STORED DATA start

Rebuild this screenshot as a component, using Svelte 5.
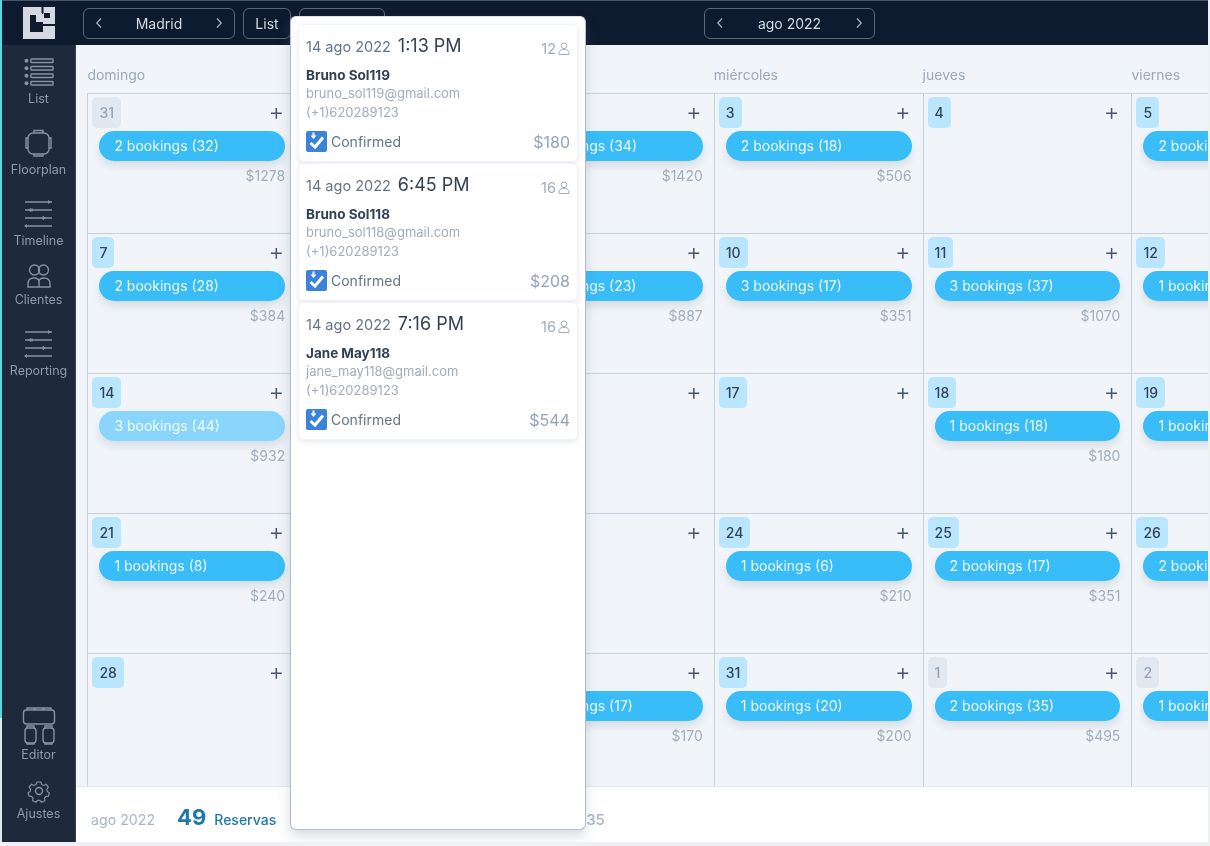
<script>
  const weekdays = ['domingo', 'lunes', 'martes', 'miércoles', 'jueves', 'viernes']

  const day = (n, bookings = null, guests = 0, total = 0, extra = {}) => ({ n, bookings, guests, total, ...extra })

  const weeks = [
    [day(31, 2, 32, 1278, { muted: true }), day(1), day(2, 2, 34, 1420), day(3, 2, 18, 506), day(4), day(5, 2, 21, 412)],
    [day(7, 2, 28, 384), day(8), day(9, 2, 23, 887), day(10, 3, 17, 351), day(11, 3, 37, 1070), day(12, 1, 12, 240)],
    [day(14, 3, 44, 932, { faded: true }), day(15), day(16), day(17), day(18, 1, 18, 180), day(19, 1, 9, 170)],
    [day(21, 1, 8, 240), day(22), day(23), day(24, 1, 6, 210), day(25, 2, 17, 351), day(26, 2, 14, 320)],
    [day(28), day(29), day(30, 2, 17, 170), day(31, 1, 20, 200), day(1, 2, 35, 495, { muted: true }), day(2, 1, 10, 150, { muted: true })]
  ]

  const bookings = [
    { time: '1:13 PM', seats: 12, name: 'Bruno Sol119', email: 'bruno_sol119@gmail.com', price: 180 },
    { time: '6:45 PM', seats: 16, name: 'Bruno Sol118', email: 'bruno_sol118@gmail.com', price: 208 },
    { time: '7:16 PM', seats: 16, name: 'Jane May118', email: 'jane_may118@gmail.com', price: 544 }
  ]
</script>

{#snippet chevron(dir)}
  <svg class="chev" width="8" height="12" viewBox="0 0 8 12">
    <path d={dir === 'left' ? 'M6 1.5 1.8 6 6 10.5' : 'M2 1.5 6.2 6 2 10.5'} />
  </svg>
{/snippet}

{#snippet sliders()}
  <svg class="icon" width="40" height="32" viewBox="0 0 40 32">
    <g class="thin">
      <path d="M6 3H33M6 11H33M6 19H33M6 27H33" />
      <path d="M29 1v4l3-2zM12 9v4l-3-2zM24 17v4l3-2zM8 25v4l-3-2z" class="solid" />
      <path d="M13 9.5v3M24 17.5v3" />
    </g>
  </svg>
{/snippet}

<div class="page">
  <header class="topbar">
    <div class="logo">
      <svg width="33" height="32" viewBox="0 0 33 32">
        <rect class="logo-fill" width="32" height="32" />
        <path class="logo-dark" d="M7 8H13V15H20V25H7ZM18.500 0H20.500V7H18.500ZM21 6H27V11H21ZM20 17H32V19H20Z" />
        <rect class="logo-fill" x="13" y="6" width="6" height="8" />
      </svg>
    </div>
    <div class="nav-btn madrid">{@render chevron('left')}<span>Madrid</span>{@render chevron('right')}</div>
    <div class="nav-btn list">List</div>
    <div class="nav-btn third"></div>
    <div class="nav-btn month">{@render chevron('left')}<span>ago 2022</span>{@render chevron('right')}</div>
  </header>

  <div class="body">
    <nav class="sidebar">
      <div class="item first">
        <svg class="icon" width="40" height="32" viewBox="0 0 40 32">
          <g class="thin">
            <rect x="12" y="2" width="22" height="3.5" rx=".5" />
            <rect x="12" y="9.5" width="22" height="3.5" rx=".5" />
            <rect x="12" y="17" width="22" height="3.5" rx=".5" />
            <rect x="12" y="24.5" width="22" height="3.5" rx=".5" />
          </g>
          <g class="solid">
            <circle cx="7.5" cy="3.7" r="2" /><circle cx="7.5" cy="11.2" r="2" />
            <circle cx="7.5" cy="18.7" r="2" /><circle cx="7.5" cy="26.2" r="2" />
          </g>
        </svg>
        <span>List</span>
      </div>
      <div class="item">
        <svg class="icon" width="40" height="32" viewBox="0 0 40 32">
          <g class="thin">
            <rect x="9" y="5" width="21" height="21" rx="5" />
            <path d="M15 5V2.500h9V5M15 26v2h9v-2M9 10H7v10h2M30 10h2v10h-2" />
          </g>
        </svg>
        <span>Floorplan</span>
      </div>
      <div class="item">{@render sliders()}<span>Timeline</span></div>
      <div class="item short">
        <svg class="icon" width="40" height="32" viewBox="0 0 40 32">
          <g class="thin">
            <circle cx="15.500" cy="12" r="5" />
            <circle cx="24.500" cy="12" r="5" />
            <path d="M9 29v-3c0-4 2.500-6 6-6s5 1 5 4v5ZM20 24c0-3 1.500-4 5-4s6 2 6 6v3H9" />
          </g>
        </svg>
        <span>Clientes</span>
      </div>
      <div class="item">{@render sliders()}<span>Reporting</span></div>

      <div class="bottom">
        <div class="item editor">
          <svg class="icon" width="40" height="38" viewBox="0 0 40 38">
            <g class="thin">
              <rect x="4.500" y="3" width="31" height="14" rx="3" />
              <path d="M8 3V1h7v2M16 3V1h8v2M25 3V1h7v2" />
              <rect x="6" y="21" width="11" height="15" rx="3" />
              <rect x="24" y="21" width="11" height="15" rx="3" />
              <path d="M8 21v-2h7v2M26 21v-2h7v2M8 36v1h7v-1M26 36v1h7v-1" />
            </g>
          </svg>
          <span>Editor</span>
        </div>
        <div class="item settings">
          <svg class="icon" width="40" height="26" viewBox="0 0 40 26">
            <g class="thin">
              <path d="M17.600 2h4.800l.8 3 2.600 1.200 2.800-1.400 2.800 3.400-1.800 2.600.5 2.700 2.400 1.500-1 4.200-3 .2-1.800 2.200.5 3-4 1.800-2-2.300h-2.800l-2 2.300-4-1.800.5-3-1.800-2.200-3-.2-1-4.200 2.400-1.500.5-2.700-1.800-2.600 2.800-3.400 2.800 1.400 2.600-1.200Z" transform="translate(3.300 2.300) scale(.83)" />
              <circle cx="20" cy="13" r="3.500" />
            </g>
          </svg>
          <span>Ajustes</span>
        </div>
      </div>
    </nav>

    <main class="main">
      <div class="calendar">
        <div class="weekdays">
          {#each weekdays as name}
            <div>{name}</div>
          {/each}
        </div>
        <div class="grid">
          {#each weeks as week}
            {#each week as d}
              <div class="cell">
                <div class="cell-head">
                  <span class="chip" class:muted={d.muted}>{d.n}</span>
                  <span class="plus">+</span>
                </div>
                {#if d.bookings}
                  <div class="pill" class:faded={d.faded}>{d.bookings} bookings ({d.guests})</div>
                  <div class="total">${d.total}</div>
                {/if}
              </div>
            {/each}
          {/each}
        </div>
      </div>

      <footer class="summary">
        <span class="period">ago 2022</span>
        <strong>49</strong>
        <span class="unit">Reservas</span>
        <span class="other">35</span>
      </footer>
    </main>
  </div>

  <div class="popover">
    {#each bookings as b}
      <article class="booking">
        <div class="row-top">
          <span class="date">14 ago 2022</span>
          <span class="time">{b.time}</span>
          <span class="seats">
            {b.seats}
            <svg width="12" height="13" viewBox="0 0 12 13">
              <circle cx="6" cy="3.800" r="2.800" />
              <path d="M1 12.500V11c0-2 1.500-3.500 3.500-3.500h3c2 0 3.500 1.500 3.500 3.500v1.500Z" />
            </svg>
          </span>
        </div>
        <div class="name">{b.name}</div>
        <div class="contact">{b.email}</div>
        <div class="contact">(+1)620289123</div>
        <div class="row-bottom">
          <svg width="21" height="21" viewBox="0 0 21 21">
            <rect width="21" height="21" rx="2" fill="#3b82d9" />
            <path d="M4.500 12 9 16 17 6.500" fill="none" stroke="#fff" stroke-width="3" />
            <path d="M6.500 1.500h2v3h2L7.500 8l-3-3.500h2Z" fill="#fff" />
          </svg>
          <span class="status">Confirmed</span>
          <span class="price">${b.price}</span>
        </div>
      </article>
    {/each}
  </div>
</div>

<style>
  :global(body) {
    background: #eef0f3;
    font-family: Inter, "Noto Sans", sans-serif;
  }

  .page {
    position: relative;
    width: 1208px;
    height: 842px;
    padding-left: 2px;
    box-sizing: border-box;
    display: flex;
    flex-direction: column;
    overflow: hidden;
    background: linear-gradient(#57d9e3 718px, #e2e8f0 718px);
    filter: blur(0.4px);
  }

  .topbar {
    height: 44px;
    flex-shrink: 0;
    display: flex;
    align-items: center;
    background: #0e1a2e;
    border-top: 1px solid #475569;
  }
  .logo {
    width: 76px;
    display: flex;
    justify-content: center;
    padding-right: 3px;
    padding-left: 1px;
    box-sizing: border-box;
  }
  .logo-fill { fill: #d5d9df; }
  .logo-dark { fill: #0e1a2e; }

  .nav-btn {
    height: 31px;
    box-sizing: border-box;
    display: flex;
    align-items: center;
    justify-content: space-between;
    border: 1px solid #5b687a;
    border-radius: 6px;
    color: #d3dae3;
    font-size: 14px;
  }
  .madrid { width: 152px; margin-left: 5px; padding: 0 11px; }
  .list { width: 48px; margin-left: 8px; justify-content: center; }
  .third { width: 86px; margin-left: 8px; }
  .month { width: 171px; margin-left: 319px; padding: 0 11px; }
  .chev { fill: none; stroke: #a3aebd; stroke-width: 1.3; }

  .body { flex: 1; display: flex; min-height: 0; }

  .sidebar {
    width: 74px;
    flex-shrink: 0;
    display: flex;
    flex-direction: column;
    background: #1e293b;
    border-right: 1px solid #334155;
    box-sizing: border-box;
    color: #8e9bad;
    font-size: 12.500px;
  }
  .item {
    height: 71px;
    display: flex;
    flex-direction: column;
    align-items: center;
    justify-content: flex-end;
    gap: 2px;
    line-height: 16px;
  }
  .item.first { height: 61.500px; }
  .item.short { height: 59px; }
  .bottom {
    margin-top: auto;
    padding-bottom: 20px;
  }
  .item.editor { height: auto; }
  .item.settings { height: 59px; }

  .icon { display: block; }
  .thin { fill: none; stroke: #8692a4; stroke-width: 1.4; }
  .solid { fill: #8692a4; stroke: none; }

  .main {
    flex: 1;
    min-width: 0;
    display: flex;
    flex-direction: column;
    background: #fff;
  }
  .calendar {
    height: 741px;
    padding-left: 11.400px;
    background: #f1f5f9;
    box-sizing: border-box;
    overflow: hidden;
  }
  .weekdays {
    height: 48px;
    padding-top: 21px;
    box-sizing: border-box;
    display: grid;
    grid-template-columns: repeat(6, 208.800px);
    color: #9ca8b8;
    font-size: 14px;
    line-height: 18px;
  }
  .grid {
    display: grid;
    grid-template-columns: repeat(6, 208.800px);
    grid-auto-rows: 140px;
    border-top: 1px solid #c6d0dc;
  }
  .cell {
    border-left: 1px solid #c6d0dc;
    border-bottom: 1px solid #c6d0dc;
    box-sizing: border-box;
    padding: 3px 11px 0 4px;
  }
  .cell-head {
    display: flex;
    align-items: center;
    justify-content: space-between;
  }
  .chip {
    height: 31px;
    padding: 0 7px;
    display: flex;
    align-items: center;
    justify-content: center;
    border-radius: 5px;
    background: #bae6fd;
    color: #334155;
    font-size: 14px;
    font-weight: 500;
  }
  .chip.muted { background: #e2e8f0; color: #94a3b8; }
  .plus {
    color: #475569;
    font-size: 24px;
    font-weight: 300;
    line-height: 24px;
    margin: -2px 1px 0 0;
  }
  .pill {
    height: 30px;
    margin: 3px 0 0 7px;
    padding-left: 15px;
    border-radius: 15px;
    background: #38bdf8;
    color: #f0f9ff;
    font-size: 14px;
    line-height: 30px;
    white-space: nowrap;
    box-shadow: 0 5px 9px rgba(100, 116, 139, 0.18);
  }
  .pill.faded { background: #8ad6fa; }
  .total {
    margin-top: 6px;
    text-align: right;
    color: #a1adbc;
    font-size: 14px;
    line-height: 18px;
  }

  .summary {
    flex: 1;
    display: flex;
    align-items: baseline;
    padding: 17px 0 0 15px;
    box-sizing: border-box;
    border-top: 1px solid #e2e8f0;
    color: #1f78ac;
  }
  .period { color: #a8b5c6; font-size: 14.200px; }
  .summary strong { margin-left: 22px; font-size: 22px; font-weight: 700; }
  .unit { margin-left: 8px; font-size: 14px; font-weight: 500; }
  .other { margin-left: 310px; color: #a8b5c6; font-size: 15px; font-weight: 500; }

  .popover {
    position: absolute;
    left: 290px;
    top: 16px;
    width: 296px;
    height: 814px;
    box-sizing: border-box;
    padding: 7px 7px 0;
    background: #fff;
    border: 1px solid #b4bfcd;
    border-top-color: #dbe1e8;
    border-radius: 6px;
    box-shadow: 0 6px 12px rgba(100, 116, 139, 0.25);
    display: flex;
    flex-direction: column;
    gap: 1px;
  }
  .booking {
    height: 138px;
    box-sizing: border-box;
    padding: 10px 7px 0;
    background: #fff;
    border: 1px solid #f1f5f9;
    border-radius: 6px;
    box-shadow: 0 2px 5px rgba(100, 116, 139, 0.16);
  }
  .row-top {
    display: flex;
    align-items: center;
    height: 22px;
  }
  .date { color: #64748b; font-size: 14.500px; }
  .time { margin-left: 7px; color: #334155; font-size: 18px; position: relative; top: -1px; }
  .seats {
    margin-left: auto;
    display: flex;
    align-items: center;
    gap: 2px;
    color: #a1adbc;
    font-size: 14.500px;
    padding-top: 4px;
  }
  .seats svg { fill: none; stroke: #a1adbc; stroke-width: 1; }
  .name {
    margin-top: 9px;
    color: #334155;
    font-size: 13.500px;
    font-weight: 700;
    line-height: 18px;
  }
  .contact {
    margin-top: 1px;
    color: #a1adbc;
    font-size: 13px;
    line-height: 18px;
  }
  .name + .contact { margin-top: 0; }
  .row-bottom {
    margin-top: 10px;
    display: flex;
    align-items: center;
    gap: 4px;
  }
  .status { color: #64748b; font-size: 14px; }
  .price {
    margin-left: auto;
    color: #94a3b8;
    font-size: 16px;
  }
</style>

STORED DATA end

> _SHORT PROBLEM_
Pictures are excluded; extract exactly the lines from the start of the data through the line that holds "const day = (n, bookings", both ends included.

> _EXERCISE SOLUTION_
Rebuild this screenshot as a component, using Svelte 5.
<script>
  const weekdays = ['domingo', 'lunes', 'martes', 'miércoles', 'jueves', 'viernes']

  const day = (n, bookings = null, guests = 0, total = 0, extra = {}) => ({ n, bookings, guests, total, ...extra })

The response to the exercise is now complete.